From the Your Nuts, New Mexico article in the November 2016 issue.
New Mexico chefs have devised various ways to bring the piñon nut’s mellow flavor into main dishes, sides, and desserts. We asked a few for recipes that could elevate a Thanksgiving feast. If New Mexico piñons aren’t available, you can substitute other varieties, which are generally available at grocery stores already shelled.
Pine Nut Soup
Recipe courtesy of Freddie Bitsoie of Mitsitam Café at the National Museum of the American Indian in Washington, D.C.
- 2 cups piñon nuts (plus a few for garnish)
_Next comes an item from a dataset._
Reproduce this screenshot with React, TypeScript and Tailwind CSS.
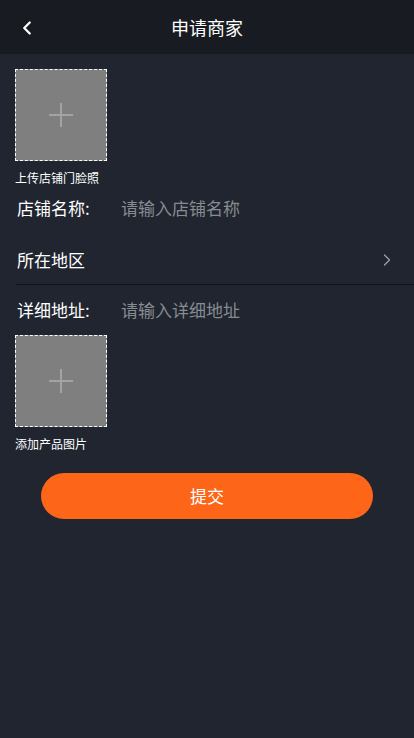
import { ChevronLeft, ChevronRight } from "lucide-react";

const font = { fontFamily: '"Noto Sans CJK SC", "Noto Sans", sans-serif' };

// dashed upload tile with a thin plus
const UploadBox = ({ label }: { label: string }) => (
  <div className="flex flex-col items-start">
    <div className="w-[92px] h-[92px] border border-dashed border-white bg-[#7f7f7f] flex items-center justify-center">
      <svg width="24" height="24" viewBox="0 0 24 24">
        <path d="M12 0v24M0 12h24" stroke="#a3a3a3" strokeWidth="2" />
      </svg>
    </div>
    <span className="mt-[9px] text-[12px] leading-[16px] text-white">{label}</span>
  </div>
);

const App = () => (
  <div className="min-h-[738px] bg-[#20252f] text-white" style={font}>
    {/* header */}
    <div className="h-[54px] bg-[#181b21] relative flex items-center justify-center">
      <ChevronLeft className="absolute left-[16px] top-[17px] w-[22px] h-[22px] text-white" strokeWidth={2.5} />
      <span className="text-[18px] leading-none">申请商家</span>
    </div>

    <div className="px-[15px] pt-[15px]">
      <UploadBox label="上传店铺门脸照" />
    </div>

    <div className="pl-[16px]">
      <div className="h-[44px] flex items-center pl-[1px] text-[17px]">
        <span className="w-[104px]">店铺名称:</span>
        <span className="text-[#878b92]">请输入店铺名称</span>
      </div>
      <div className="h-[55px] flex items-center justify-between pl-[1px] text-[17px] border-b border-[#0f1217]">
        <span className="mt-[6px]">所在地区</span>
        <ChevronRight className="mr-[17px] mt-[6px] w-[20px] h-[20px] text-[#9aa0a8]" strokeWidth={1.5} />
      </div>
      <div className="h-[50px] flex items-center pl-[1px] text-[17px]">
        <span className="w-[104px]">详细地址:</span>
        <span className="text-[#878b92]">请输入详细地址</span>
      </div>
    </div>

    <div className="px-[15px]">
      <UploadBox label="添加产品图片" />
    </div>

    <div className="px-[41px] pt-[21px]">
      <button className="w-full h-[46px] rounded-full bg-[#fd6618] text-white text-[17px]">提交</button>
    </div>
  </div>
);

export default App;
- 1/2 teaspoon canola oil 1 small yellow onion, diced
- 1/2 teaspoon dried thyme
- 1 bay leaf
- 1/2 teaspoon salt
- 1/2 teaspoon pepper
- 3 cups vegetable or chicken stock
- 1/2 cup milk
- A few mint leaves, chopped
- In a sauté pan, sweat the onion in the oil over medium heat, then add the thyme, bay leaf, salt, and pepper.
- Add the piñon nuts and allow them to toast for a few minutes. (Do not let them burn.)
- Pour in stock, bring to a boil, and reduce the heat to a simmer for about 15 minutes.
- Pour the soup into a blender and purée until smooth.
- Strain it through a sieve back into the pan, bring to a boil, then reduce heat to a simmer for about 5 minutes.
- Add the milk and adjust the seasoning. Serve hot, garnished with mint and piñon nuts.